Sights (familiar and not so familiar)

The morning started with some uncertainty. What would we see today?  Rudy’s stomach was unsettled from last evening’s supper so it seemed his sightseeing might be restricted to the inside of the bathroom. This left me with some hesitation. Should I stay or should I go (out)? Rudy seemed to prefer to be left with his troubles, so I set off. Part of me wanted to experience something new and part of me was tired of the low-level anxiety I feel when not exactly sure of my surroundings. So, I decided to do a bit of both. My first stop was a Gordita stand where I confidently ordered a variety of ingredients (who knows what they were) to be stuffed in the gordita taco pocket. I poured on salsas with abandon and walked to the nearest plaza to sit by a statue and eat. It was pretty good and I had confidently tried something new. However, now I had run out of steam. So I headed to the market and turned in at the local “department store”. It is the most like north American shopping with prices marked on everything and no hovering shop keepers. I had been in this store the other day to scout out t shirts for Rudy. Today I thought I would check out women’s wear. I am positively sick of my one outfit that I wear day and night. Would there at least be some tshirt or tunic to buy to wear over my tights? Well, the answer is no. The clothes were worse than Walmart, The Dollar Store, and Ardenes combined. I either would have to buy a pink crop top with Princesa printed on the front in gold and silver or a dowdy polyester sack meant for a woman much my senior. I wandered past the hair gel (for men) aisle and marveled at the shear volume of products.
(It was a comforting blast from past trips to Guatemala, Peru and Ecuador.)   I did purchase tic tacs and some lotion and it felt vaguely familiar and reassuring. And so I continued my morning jaunt, looking for the familiar amidst the foreign.

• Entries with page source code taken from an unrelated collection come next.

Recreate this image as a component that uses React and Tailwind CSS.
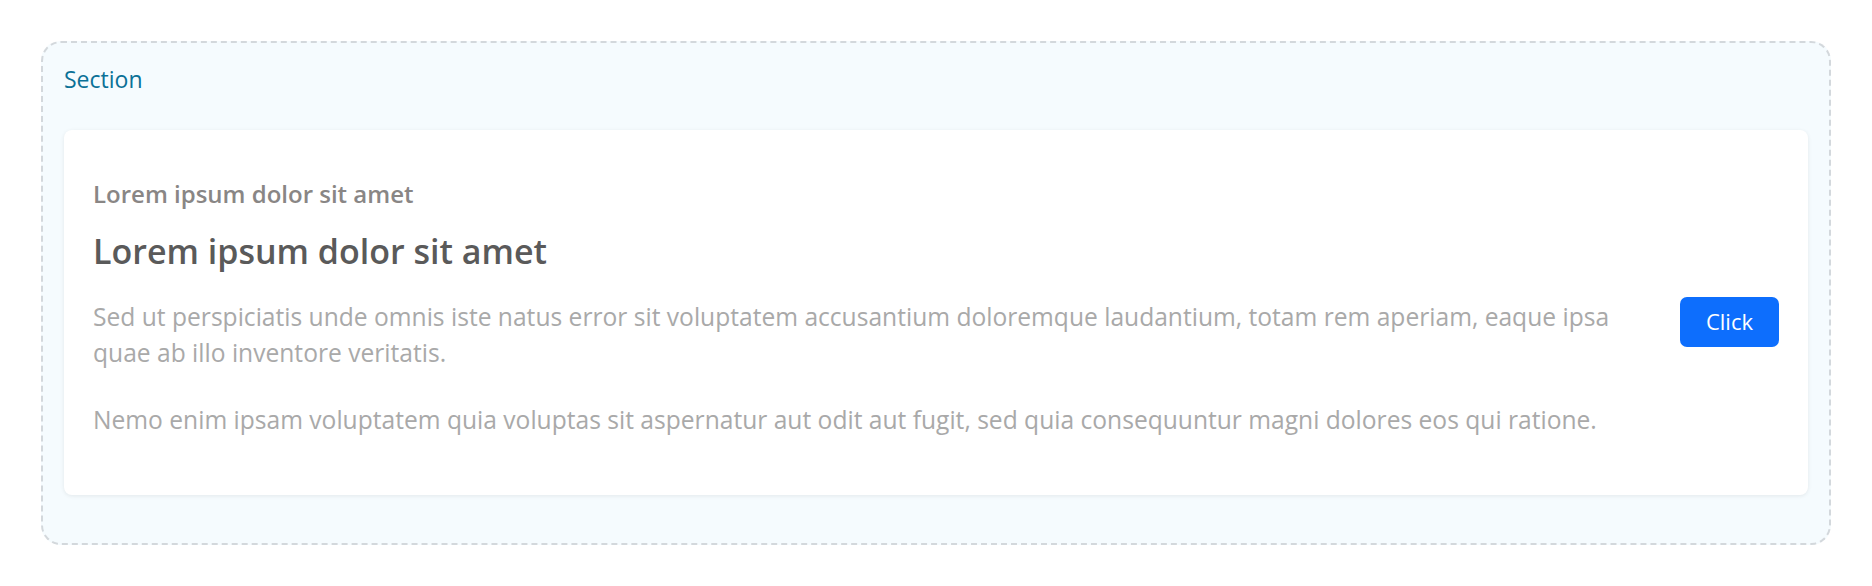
export default function App() {
  return (
    <div className="bg-white p-[41px]" style={{ fontFamily: '"Open Sans", "Noto Sans", sans-serif' }}>
      {/* Section wrapper */}
      <section className="rounded-[20px] border-2 border-dashed border-[#d3d8dc] bg-[#f5fbfe] px-[21px] pt-[20px] pb-[48px]">
        <h2 className="text-[23px] leading-[33px] text-[#0b7197] mb-[34px]">Section</h2>

        {/* Card */}
        <div className="flex items-center gap-[56px] rounded-lg bg-white pl-[29px] pr-[29px] pt-[50px] pb-[57px] shadow-[0_1px_4px_rgba(0,0,0,0.08)]">
          <div className="flex-1">
            <h4 className="text-[24px] leading-[27.6px] font-semibold text-[#898685]">Lorem ipsum dolor sit amet</h4>
            <h3 className="mt-[23px] text-[34px] leading-[40.8px] font-semibold text-[#5a5a5a]">Lorem ipsum dolor sit amet</h3>
            <p className="mt-[28px] text-[24.6px] leading-[36px] text-[#a9a9a9]">
              Sed ut perspiciatis unde omnis iste natus error sit voluptatem accusantium doloremque laudantium, totam rem aperiam, eaque ipsa quae ab illo inventore veritatis.
            </p>
            <p className="mt-[31px] text-[24.6px] leading-[36px] text-[#a9a9a9]">
              Nemo enim ipsam voluptatem quia voluptas sit aspernatur aut odit aut fugit, sed quia consequuntur magni dolores eos qui ratione.
            </p>
          </div>
          <button className="mt-[25px] h-[50px] rounded-[7px] bg-[#0d6efd] px-[26px] text-[22px] text-white">Click</button>
        </div>
      </section>
    </div>
  )
}
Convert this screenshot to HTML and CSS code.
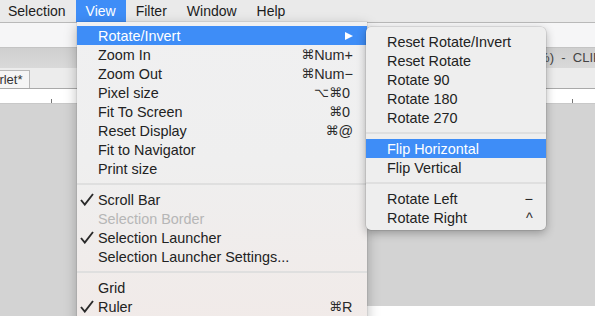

I checked out the iconic Callejon de Besos (kissing street) where the street is so narrow that you can kiss from the balcony or window on one side of the street to the other side.



By this time Rudy was ready to join me so we picked him up an empanada and walked to the Union Garden Square to sit out under a patio umbrella for a drink. The waiter brought snacks….cucumber and jicama with chili and lime. Oooo, that hit the spot for me. I have loved jicama since we lived in Guatemala. Rudy, on the other hand, was ready to give it a hard pass.

From here we headed to the Funicular to take a trip up to the top of the city for the view.  If I haven’t said so already the houses are piled up, one upon the other, all the way up the steep sides of the mountain. Most streets do not accommodate cars. They are mostly steps and alleyways that twist and wind up and down. There are few streets meeting a right-angles.

The view from the top was stunning. But perhaps the more startling sight was who we met at the top.  And so I took a picture of my former spouse with my present one.  (The once familiar juxtaposed next to the now familiar.)

Really the sights for the day could have ended there. I felt I had seen it all. But that being said, the walk down through the narrow staircase walkways was wonderful and confusing. (Had my encounter at the top, or mountaintop experience as some would name it, addled my thinking?) We never really knew where we were going and where we would end up but we kept going down, finding new and interesting sights along the way.

Back at the bottom of the mountain we chanced upon the Cervantes Museum. Each fall Guanajuato hosts an international art festival solely focused on the novel Don Quixote. Artist create work (sculptures and  paintings) interpreting various Don Quixote themes. The museum was amazing with loads of different styles and interpretations.

As always, uncertainty may cause me some anxiety at the beginning of the day, but I am never disappointed about what unfolds. Sometimes uncomfortable, sometimes familiar, and often hilarious, I am always caught by surprise.